Conservatives may be tough to shake off

Ordinarily, Chapman Rackaway, an assistant political science professor at Fort Hays State University, would peg incumbent State Board of Education member Connie Morris’s chances for re-election somewhere between slim and none.

Morris, after all, saw fit to spend six nights at the ritzy Fontainbleau Hilton Resort in Miami Beach, billing taxpayers $339 a night – not to mention the $150 she spent on meals or the two taxi rides that cost $147.

The story made headlines across the state. And if that weren’t enough, Morris has been at the forefront of a long list of controversies – evolution, sex education, vouchers – that have come to define the contentious schism between the board’s six conservative and four moderate members.

Political logic says Morris, a conservative, should be in trouble – but that’s a long way from saying she will lose in the Aug. 1 primary, Rackaway said.

“Driving around Hays, I see a lot of yard signs for Sally Cauble (Morris’ primary opponent),” Rackaway said. “But that’s not indicative of what’s happening out in the smaller towns, like Quinter and Hoxie. You get out there and it’s pretty much all Connie Morris.”

The race is too close to call, he said Tuesday.

“Cauble is running a good, aggressive campaign,” Rackaway said, “but an election like this tends to be a referendum on whether the incumbent has done a good enough job – and I’m not hearing people say ‘Connie Morris has done a terrible job.’

“That makes me think (Morris) will win,” he said.

Rackaway wasn’t alone in his assessment:

¢ “I don’t think the state school board race is causing a stir in Garden City – not yet, anyway,” said Rick Atha, Garden City school superintendent.

¢ “Nobody’s come up to me and asked, ‘How should I vote?'” said Don Wells, school superintendent in Scott County. “People aren’t talking about it.”

¢ “People have other things on their minds – like the drought,” said Lakin schools Supt.
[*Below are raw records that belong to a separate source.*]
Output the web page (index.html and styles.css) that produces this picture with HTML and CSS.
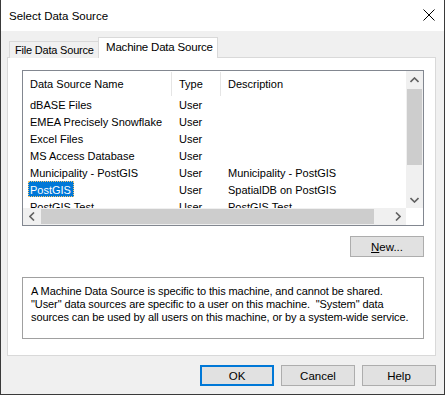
FILE: index.html
```html
<!DOCTYPE html>
<html lang="en">
<head>
    <meta charset="UTF-8">
    <title>Select Data Source</title>
    <link rel="stylesheet" href="styles.css">
</head>
<body>
    <div class="window">
        <div class="titlebar">
            <span class="title">Select Data Source</span>
            <svg class="close" width="12" height="12" viewBox="0 0 12 12">
                <path d="M0.5 0.5 L11.5 11.5 M11.5 0.5 L0.5 11.5" stroke="#000" stroke-width="1" fill="none"/>
            </svg>
        </div>
        <div class="client">
            <div class="tabs">
                <div class="tab">File Data Source</div>
                <div class="tab active">Machine Data Source</div>
            </div>
            <div class="panel">
                <div class="listbox">
                    <div class="list-main">
                        <div class="list-view">
                            <div class="list-head">
                                <div class="col c-name">Data Source Name</div>
                                <div class="col c-type">Type</div>
                                <div class="col c-desc">Description</div>
                            </div>
                            <div class="list-row">
                                <div class="col c-name"><span>dBASE Files</span></div>
                                <div class="col c-type">User</div>
                                <div class="col c-desc"></div>
                            </div>
                            <div class="list-row">
                                <div class="col c-name"><span>EMEA Precisely Snowflake</span></div>
                                <div class="col c-type">User</div>
                                <div class="col c-desc"></div>
                            </div>
                            <div class="list-row">
                                <div class="col c-name"><span>Excel Files</span></div>
                                <div class="col c-type">User</div>
                                <div class="col c-desc"></div>
                            </div>
                            <div class="list-row">
                                <div class="col c-name"><span>MS Access Database</span></div>
                                <div class="col c-type">User</div>
                                <div class="col c-desc"></div>
                            </div>
                            <div class="list-row">
                                <div class="col c-name"><span>Municipality - PostGIS</span></div>
                                <div class="col c-type">User</div>
                                <div class="col c-desc">Municipality - PostGIS</div>
                            </div>
                            <div class="list-row">
                                <div class="col c-name"><span class="selected">PostGIS</span></div>
                                <div class="col c-type">User</div>
                                <div class="col c-desc">SpatialDB on PostGIS</div>
                            </div>
                            <div class="list-row">
                                <div class="col c-name"><span>PostGIS Test</span></div>
                                <div class="col c-type">User</div>
                                <div class="col c-desc">PostGIS Test</div>
                            </div>
                        </div>
                        <div class="vscroll">
                            <div class="arrow">
                                <svg width="9" height="6" viewBox="0 0 9 6"><path d="M0.5 5 L4.5 1 L8.5 5" stroke="#606060" stroke-width="1.6" fill="none"/></svg>
                            </div>
                            <div class="v-track"><div class="v-thumb"></div></div>
                            <div class="arrow">
                                <svg width="9" height="6" viewBox="0 0 9 6"><path d="M0.5 1 L4.5 5 L8.5 1" stroke="#606060" stroke-width="1.6" fill="none"/></svg>
                            </div>
                        </div>
                    </div>
                    <div class="hscroll-row">
                        <div class="hscroll">
                            <div class="arrow">
                                <svg width="6" height="9" viewBox="0 0 6 9"><path d="M5 0.5 L1 4.5 L5 8.5" stroke="#606060" stroke-width="1.6" fill="none"/></svg>
                            </div>
                            <div class="h-track"><div class="h-thumb"></div></div>
                            <div class="arrow">
                                <svg width="6" height="9" viewBox="0 0 6 9"><path d="M1 0.5 L5 4.5 L1 8.5" stroke="#606060" stroke-width="1.6" fill="none"/></svg>
                            </div>
                        </div>
                        <div class="corner"></div>
                    </div>
                </div>
                <div class="new-row">
                    <button class="btn"><u>N</u>ew...</button>
                </div>
                <div class="note">
                    A Machine Data Source is specific to this machine, and cannot be shared.<br>
                    "User" data sources are specific to a user on this machine.&nbsp; "System" data<br>
                    sources can be used by all users on this machine, or by a system-wide service.
                </div>
            </div>
            <div class="actions">
                <button class="btn default">OK</button>
                <button class="btn">Cancel</button>
                <button class="btn">Help</button>
            </div>
        </div>
    </div>
</body>
</html>
```

FILE: styles.css
```css
body {
    margin: 0;
    padding: 0;
    font-family: 'Liberation Sans', Arial, sans-serif;
    color: #000;
    background-color: #f0f0f0;
}
.window {
    width: 445px;
    height: 395px;
    box-sizing: border-box;
    border-left: 1px solid #3a3a3a;
    border-right: 1px solid #3a3a3a;
    border-bottom: 1px solid #3a3a3a;
    display: flex;
    flex-direction: column;
    overflow: hidden;
}
.titlebar {
    height: 31px;
    flex: none;
    background-color: #fff;
    display: flex;
    align-items: center;
    justify-content: space-between;
    padding: 0 9px 0 8px;
}
.title {
    font-size: 11.5px;
}
.close {
    display: block;
    margin-top: -1px;
}
.client {
    flex: 1;
    background-color: #f0f0f0;
    padding: 7px 8px 0 6px;
    display: flex;
    flex-direction: column;
}

/* tabs */
.tabs {
    display: flex;
    align-items: flex-end;
    height: 20px;
    padding-left: 2px;
    position: relative;
    z-index: 1;
    margin-bottom: -1px;
}
.tab {
    font-size: 11px;
    letter-spacing: -0.2px;
    white-space: nowrap;
    height: 16px;
    line-height: 17px;
    box-sizing: content-box;
    width: 83px;
    padding: 0 0 0 5px;
    border: 1px solid #d9d9d9;
    border-bottom: none;
    border-right: none;
    background-color: #f0f0f0;
}
.tab.active {
    font-size: 11.5px;
    height: 20px;
    line-height: 19px;
    width: 111px;
    padding: 0 0 0 7px;
    border-right: 1px solid #d9d9d9;
    background-color: #fff;
}
.panel {
    height: 299px;
    box-sizing: border-box;
    background-color: #fff;
    border: 1px solid #d9d9d9;
    padding: 12px 11px 0 14px;
}

/* list view */
.listbox {
    height: 156px;
    box-sizing: border-box;
    border: 1px solid #828790;
    display: flex;
    flex-direction: column;
    font-size: 11px;
}
.list-main {
    height: 137px;
    display: flex;
}
.list-view {
    flex: 1;
    overflow: hidden;
}
.list-head {
    display: flex;
    height: 25px;
    padding-top: 1px;
    box-sizing: border-box;
}
.list-head .col {
    height: 24px;
    line-height: 24px;
    box-sizing: border-box;
}
.list-head .c-name,
.list-head .c-type {
    border-right: 1px solid #e5e5e5;
}
.list-row {
    display: flex;
    height: 17px;
    line-height: 18px;
}
.col {
    padding-left: 7px;
    white-space: nowrap;
}
.c-name {
    width: 149px;
    box-sizing: border-box;
}
.c-type {
    width: 49px;
    box-sizing: border-box;
}
.list-row .c-name span {
    display: inline-block;
    vertical-align: top;
    height: 16px;
    line-height: 18px;
    margin-left: -2px;
    padding: 0 2px;
}
.list-row .c-name .selected {
    background-color: #0078d7;
    color: #fff;
    outline: 1px dotted #f8c870;
    outline-offset: -1px;
    padding: 0 3px 0 2px;
}

/* scroll bars */
.vscroll {
    width: 17px;
    background-color: #f0f0f0;
    display: flex;
    flex-direction: column;
}
.vscroll .arrow {
    height: 17px;
}
.arrow {
    display: flex;
    align-items: center;
    justify-content: center;
    flex: none;
}
.v-track {
    flex: 1;
}
.v-thumb {
    margin: 1px 1px 0 1px;
    height: 76px;
    background-color: #cdcdcd;
}
.hscroll-row {
    height: 17px;
    display: flex;
}
.hscroll {
    flex: 1;
    display: flex;
    background-color: #f0f0f0;
}
.hscroll .arrow {
    width: 17px;
}
.h-track {
    flex: 1;
    display: flex;
    align-items: center;
}
.h-thumb {
    height: 15px;
    width: 333px;
    margin-left: 1px;
    background-color: #cdcdcd;
}
.corner {
    width: 17px;
    background-color: #fff;
}

/* buttons */
.btn {
    font-family: 'Liberation Sans', Arial, sans-serif;
    font-size: 11.5px;
    color: #000;
    width: 74px;
    height: 21px;
    padding: 0;
    background-color: #e1e1e1;
    border: 1px solid #adadad;
    border-radius: 0;
}
.btn.default {
    border: 2px solid #0078d7;
}
.new-row {
    display: flex;
    justify-content: flex-end;
    margin-top: 10px;
}
.note {
    margin-top: 20px;
    height: 62px;
    box-sizing: border-box;
    border: 1px solid #a0a0a0;
    padding: 7px 4px 0 8px;
    font-size: 11px;
    line-height: 13px;
    white-space: nowrap;
    letter-spacing: -0.1px;
}
.actions {
    display: flex;
    justify-content: flex-end;
    gap: 7px;
    margin-top: 9px;
}
```
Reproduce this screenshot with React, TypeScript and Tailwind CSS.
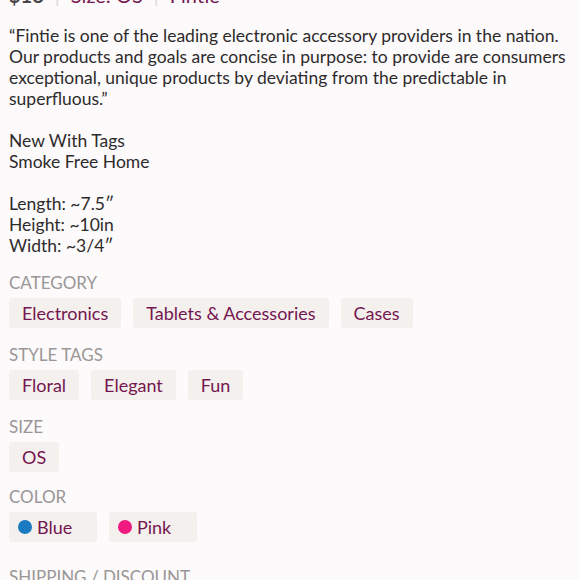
const categories = ['Electronics', 'Tablets & Accessories', 'Cases']
const styleTags = ['Floral', 'Elegant', 'Fun']
const colors = [
  { name: 'Blue', dot: 'bg-[#1b7bc0]' },
  { name: 'Pink', dot: 'bg-[#f01a80]' },
]

function Chip({ children }: { children: React.ReactNode }) {
  return (
    <span className="flex h-[30px] items-center rounded-[3px] bg-[#f4f0ee] px-[13px] text-[18px] text-[#74164f]">
      {children}
    </span>
  )
}

function Section({ label, children }: { label: string; children: React.ReactNode }) {
  return (
    <div className="mt-[17px]">
      <div className="h-[20px] text-[17px] leading-[20px] uppercase text-[#9a9696]">{label}</div>
      <div className="mt-[5px] flex flex-wrap gap-[12px]">{children}</div>
    </div>
  )
}

export default function App() {
  return (
    <div
      className="h-[580px] w-[580px] overflow-hidden bg-[#fcfafb] px-[9px] text-[#2e2b2c]"
      style={{ fontFamily: 'Lato, "Noto Sans", sans-serif' }}
    >
      <div className="-mt-[17px] flex items-center text-[20px] leading-[24px]">
        <span className="font-bold text-[#4a4647]">$18</span>
        <span className="mx-[11px] text-[#dcd8d9]">|</span>
        <span className="text-[#74164f]">Size: OS</span>
        <span className="mx-[11px] text-[#dcd8d9]">|</span>
        <span className="text-[#74164f]">Fintie</span>
      </div>

      <div className="mt-[18px] text-[17.5px] leading-[21px]">
        <p className="-mr-[6px]">
          “Fintie is one of the leading electronic accessory providers in the nation. Our products and goals are
          concise in purpose: to provide are consumers exceptional, unique products by deviating from the
          predictable in superfluous.”
        </p>
        <p className="mt-[21px]">New With Tags</p>
        <p>Smoke Free Home</p>
        <p className="mt-[21px]">Length: ~7.5″</p>
        <p>Height: ~10in</p>
        <p>Width: ~3/4″</p>
      </div>

      <Section label="Category">
        {categories.map(c => <Chip key={c}>{c}</Chip>)}
      </Section>

      <Section label="Style Tags">
        {styleTags.map(c => <Chip key={c}>{c}</Chip>)}
      </Section>

      <Section label="Size">
        <Chip>OS</Chip>
      </Section>

      <div className="mt-[15px]">
        <div className="h-[20px] text-[17px] leading-[20px] uppercase text-[#9a9696]">Color</div>
        <div className="mt-[5px] flex gap-[12px]">
          {colors.map(c => (
            <span key={c.name} className="flex h-[30px] w-[88px] items-center rounded-[3px] bg-[#f4f0ee] pl-[9px] text-[18px] text-[#74164f]">
              <span className={`mr-[5px] h-[14px] w-[14px] rounded-full ${c.dot}`} />
              {c.name}
            </span>
          ))}
        </div>
      </div>

      <div className="mt-[25px] h-[20px] text-[17px] leading-[20px] uppercase text-[#9a9696]">Shipping / Discount</div>
    </div>
  )
}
Randy Steinle.

Turnout is key

Morris isn’t the only conservative board member standing strong in the face of moderate opposition.

“It’s going to be tight,” said Craig Grant. “Turnout is going to be key for us.”

Grant is a Lawrence school board member who’s been on salary with the Kansas Alliance for Education the past six months rallying moderate voters to turn out Morris and her conservative colleagues.

Grant said the alliance has sent “mailers” to registered Republicans in Morris’ district. On Sunday, volunteers called 250 voters in the district. More calls and mailings are planned.

“We targeting Republicans who’ve voted in the general elections but for whatever reason, haven’t voted in the primaries,” he said. “Those are the people we’re trying our best to get out.”

Historically, conservative Republicans have fared better in low-turnout primaries than moderates.

In Wichita, Cindy Duckett is campaigning for the five conservatives on the Aug. 1 ballot.

“I don’t think we’re going to lose any seats,” she said. “As we’ve seen before, I think conservative voters are motivated; moderates aren’t.”

And why is that?

“Where do conservatives gather?” Duckett said. “They gather in church. They meet, they talk, they get motivated. Now, where do moderates meet?”

She paused.

“That’s just it,” Duckett said. “They don’t. They may go to church, but they’re not motivated by church.”

Moderates not out of it

Still, Grant said he remains “cautiously optimistic” about the primary chances of the five moderate candidates – four newcomers, one incumbent.

“If we can win three of the five races, we’ll have a majority on the board,” he said. “If we win two, it’ll be tied, 5-5.”

Currently, six of the 10 board members are conservatives. Three of the six are up for re-election; one, Iris Van Meter, rural Thayer, chose not to run again.

The western half of Douglas County is represented by Bill Wagnon, a moderate and Democrat from Topeka. He is not up for re-election.

The eastern half is represented by Janet Waugh, a moderate Democrat from Kansas City, Kan.

Waugh is opposed in the Democratic primary by Jesse Hall, an employee of the Kansas City, Mo., school district.

Hall, a former NBA referee, said he supports the state board’s conservative agenda and has received financial backing from intelligent design proponents.

On evolution, he said: “The whole idea is to get kids to think outside the box, to be more creative in their thinking.”

On opt-in sex education, he said: “I think parents should be more involved in school, I think they should have the final say.”

The winner – Hall or Waugh – will be unopposed in the general election.

In the four other races, the winner of the Republican primary will face a Democratic challenger in the Nov. 7 general election.

“We get two shots at them,” Grant said.